Another pillar concerns supplier diversity and inclusion. Encouraging participation from small and medium-sized enterprises and historically underrepresented groups broadens the competitive landscape and offsets tendencies toward oligopoly. Accessible procurement processes, capacity-building support, and simplified qualification regimes help smaller players compete on merit rather than on connections. While inclusivity strengthens the market, it must be paired with rigorous evaluation to prevent gaming of the system. Monitoring should track bid submissions across categories to detect patterns indicating collusion or reflexive exclusion. When diverse bidders emerge, procurement outcomes improve not only on price but on innovation, resilience, and social value.

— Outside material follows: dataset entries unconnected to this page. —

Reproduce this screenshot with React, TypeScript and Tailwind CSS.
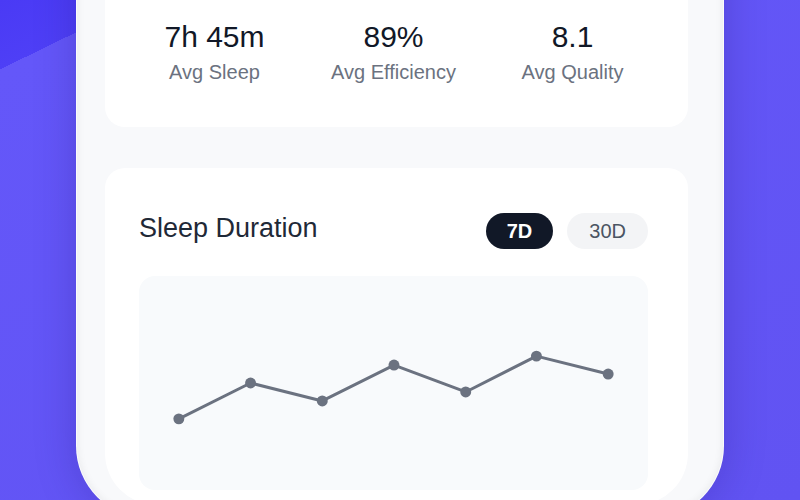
const stats = [
  { value: "7h 45m", label: "Avg Sleep" },
  { value: "89%", label: "Avg Efficiency" },
  { value: "8.1", label: "Avg Quality" },
];

// chart points, in the chart's own 511x214 box
const points = [
  [40, 143],
  [112, 107],
  [184, 125],
  [256, 89],
  [328, 116],
  [399, 80],
  [471, 98],
];

export default function App() {
  return (
    <div
      className="h-[500px] overflow-hidden flex justify-center bg-[linear-gradient(154deg,#4a3af5_0%,#4e3ff6_7.8%,#6457f9_7.8%,#6153f2_100%)]"
      style={{ fontFamily: '"Liberation Sans", Arial, sans-serif' }}
    >
      <div className="self-start w-[648px] mt-[-120px] rounded-[72px] bg-[#f8f9fb] pt-[28px] pl-[28px] pr-[35px] pb-[12px] border border-white/40 shadow-[0_0_40px_rgba(30,20,120,0.25),inset_0_0_8px_rgba(0,0,0,0.07)]">
        <div className="h-[596px] rounded-b-[52px] overflow-hidden flex flex-col">
          <div className="bg-white rounded-[20px] pt-[110px] pb-[41px] pl-[20px] pr-[26px] grid grid-cols-3 text-center">
            {stats.map((s) => (
              <div key={s.label} className="flex flex-col items-center">
                <span className="text-[30px] leading-9 text-[#111827]">{s.value}</span>
                <span className="mt-[3px] text-[20px] leading-7 text-[#6b7280]">{s.label}</span>
              </div>
            ))}
          </div>

          <div className="mt-[41px] bg-white rounded-[20px] pt-[45px] pl-[34px] pr-[40px] pb-10">
            <div className="flex items-start justify-between">
              <h2 className="-mt-[3px] text-[27px] leading-9 text-[#1f2937]">Sleep Duration</h2>
              <div className="flex gap-[14px]">
                <button className="h-9 rounded-full bg-[#111827] px-[21px] text-[20px] font-bold text-white">
                  7D
                </button>
                <button className="h-9 rounded-full bg-[#f3f4f6] px-[22px] text-[20px] text-[#4b5563]">
                  30D
                </button>
              </div>
            </div>

            <div className="mt-[27px] h-[214px] rounded-2xl bg-[#f8fafc]">
              <svg viewBox="0 0 511 214" className="w-full h-full">
                <polyline
                  points={points.map((p) => p.join(",")).join(" ")}
                  fill="none"
                  stroke="#6b7280"
                  strokeWidth="3"
                  strokeLinejoin="round"
                />
                {points.map(([x, y]) => (
                  <circle key={x} cx={x} cy={y} r="5.5" fill="#6b7280" />
                ))}
              </svg>
            </div>
          </div>
        </div>
      </div>
    </div>
  );
}
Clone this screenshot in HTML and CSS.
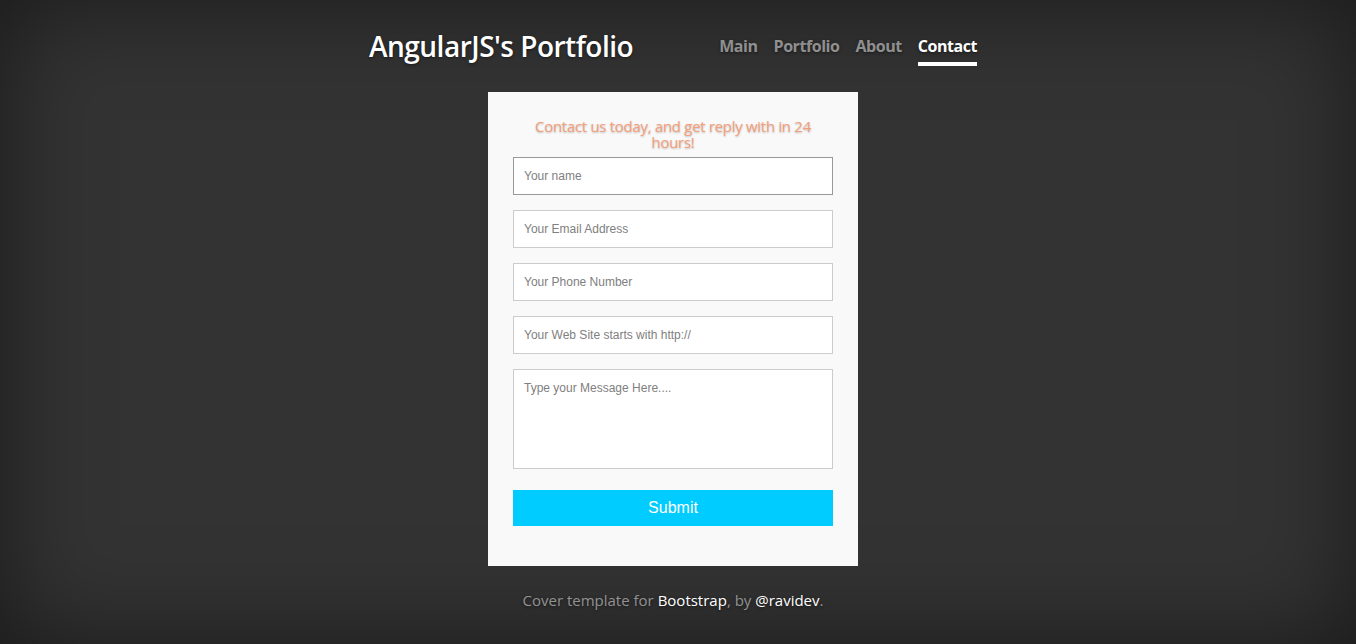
FILE: index.html
```html
<!DOCTYPE html>
<html lang="en">

<head>
    <meta charset="UTF-8">
    <meta name="viewport" content="width=device-width, initial-scale=1.0">
    <title>AngularJS's Portfolio</title>
    <link rel="stylesheet" href="styles.css">
</head>

<body>
    <div class="site-wrapper">
        <div class="cover-container">
            <div class="masthead">
                <h3 class="masthead-brand">AngularJS's Portfolio</h3>
                <ul class="masthead-nav">
                    <li><a href="#">Main</a></li>
                    <li><a href="#">Portfolio</a></li>
                    <li><a href="#">About</a></li>
                    <li class="active"><a href="#">Contact</a></li>
                </ul>
            </div>

            <div class="contact-card">
                <h4 class="contact-title">Contact us today, and get reply with in 24 hours!</h4>
                <form class="contact-form">
                    <input type="text" class="field field-focus" placeholder="Your name">
                    <input type="email" class="field" placeholder="Your Email Address">
                    <input type="tel" class="field" placeholder="Your Phone Number">
                    <input type="url" class="field" placeholder="Your Web Site starts with http://">
                    <textarea class="field field-message" placeholder="Type your Message Here...."></textarea>
                    <button type="button" class="submit">Submit</button>
                </form>
            </div>

            <div class="mastfoot">
                <p>Cover template for <a href="#">Bootstrap</a>, by <a href="#">@ravidev</a>.</p>
            </div>
        </div>
    </div>
</body>

</html>
```

FILE: styles.css
```css
html,
body {
    height: 100%;
}

body {
    margin: 0;
    background-color: #333;
    color: #fff;
    font-family: "Open Sans", "Noto Sans", sans-serif;
    text-shadow: 0 1px 3px rgba(0, 0, 0, 0.5);
    box-shadow: inset 0 0 100px rgba(0, 0, 0, 0.5);
}

a {
    color: #fff;
    text-decoration: none;
}

.site-wrapper {
    display: flex;
    justify-content: center;
    padding-right: 10px;
}

.cover-container {
    width: 608px;
    display: flex;
    flex-direction: column;
    align-items: center;
}

/* header */
.masthead {
    width: 100%;
    display: flex;
    justify-content: space-between;
    align-items: flex-start;
    padding-top: 28px;
    height: 92px;
    box-sizing: border-box;
}

.masthead-brand {
    margin: 0;
    font-size: 28px;
    font-weight: 600;
    line-height: 36px;
    letter-spacing: -0.5px;
}

.masthead-nav {
    list-style: none;
    margin: 0;
    padding: 0;
    display: flex;
    gap: 16px;
    padding-top: 8px;
}

.masthead-nav a {
    display: block;
    font-size: 16px;
    font-weight: 700;
    line-height: 20px;
    color: rgba(255, 255, 255, 0.5);
    border-bottom: 4px solid transparent;
    padding-bottom: 6px;
    letter-spacing: -0.45px;
}

.masthead-nav .active a {
    color: #fff;
    border-bottom-color: #fff;
}

/* contact form */
.contact-card {
    width: 370px;
    box-sizing: border-box;
    background-color: #f9f9f9;
    padding: 26px 25px 40px;
    text-shadow: none;
}

.contact-title {
    margin: 0 0 7px;
    text-align: center;
    color: #f4a07a;
    font-size: 15px;
    font-weight: 400;
    line-height: 16px;
    text-shadow: 0 1px 2px rgba(0, 0, 0, 0.25);
    letter-spacing: -0.3px;
}

.contact-form {
    display: flex;
    flex-direction: column;
    gap: 15px;
}

.field {
    display: block;
    width: 100%;
    height: 38px;
    box-sizing: border-box;
    margin: 0;
    padding: 0 10px;
    border: 1px solid #ccc;
    border-radius: 0;
    background-color: #fff;
    font-family: "Liberation Sans", Arial, sans-serif;
    font-size: 12px;
    color: #555;
    outline: none;
}

.field::placeholder {
    color: #808080;
}

.field-focus {
    border-color: #999;
}

.field-message {
    height: 100px;
    padding-top: 11px;
    resize: none;
}

.submit {
    margin-top: 6px;
    height: 36px;
    border: none;
    background-color: #00ccff;
    color: #fff;
    font-family: "Liberation Sans", Arial, sans-serif;
    font-size: 16px;
    cursor: pointer;
}

/* footer */
.mastfoot {
    color: rgba(255, 255, 255, 0.5);
    font-size: 15px;
    text-align: center;
}

.mastfoot p {
    margin: 24px 0 0;
}
```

Public confidence hinges on consistent performance measurement. Establish clear targets for efficiency gains, waste reduction, and contract adherence, then publish results for public scrutiny. Independent performance audits should assess whether contracts deliver the promised benefits and whether suppliers meet obligations, including timely delivery, quality standards, and compliance with environmental and labor laws. When gaps appear, swift remedial actions—ranging from contract amendments to re-bid processes—help contain damage and preserve a fair market. Transparent performance dashboards reinforce accountability and demonstrate that procurement decisions are driven by outcomes rather than favors.
International cooperation can uplift national procurement standards and deter cross-border corruption. Sharing best practices, participating in multi-country audits, and aligning anti-corruption laws with global frameworks create additional layers of scrutiny. Joint training programs for procurement officials cultivate a common language of integrity, reducing the permeability that often accompanies cross-jurisdictional contracts. When countries collaborate, the reputational cost of misconduct rises, and the possibility of recourse through international mechanisms increases. This collective approach broadens the oversight net, helping governments learn from others’ mistakes while adapting proven strategies to their specific legal and economic contexts.
Ending the cycle of corruption in public tenders requires sustained political will and community engagement. Public awareness campaigns that explain bidding rules, the rationale for procurement choices, and how to report concerns empower citizens to participate as guardians of fairness. Civil society organizations, industry associations, and media can play critical watchdog roles, provided they operate within a framework of protection for whistleblowers and due process. Ultimately, responsible bidding is not a one-off reform but a continuous practice: it grows with shared commitments, transparent accountability, and the unwavering conviction that fair competition serves the public good above all.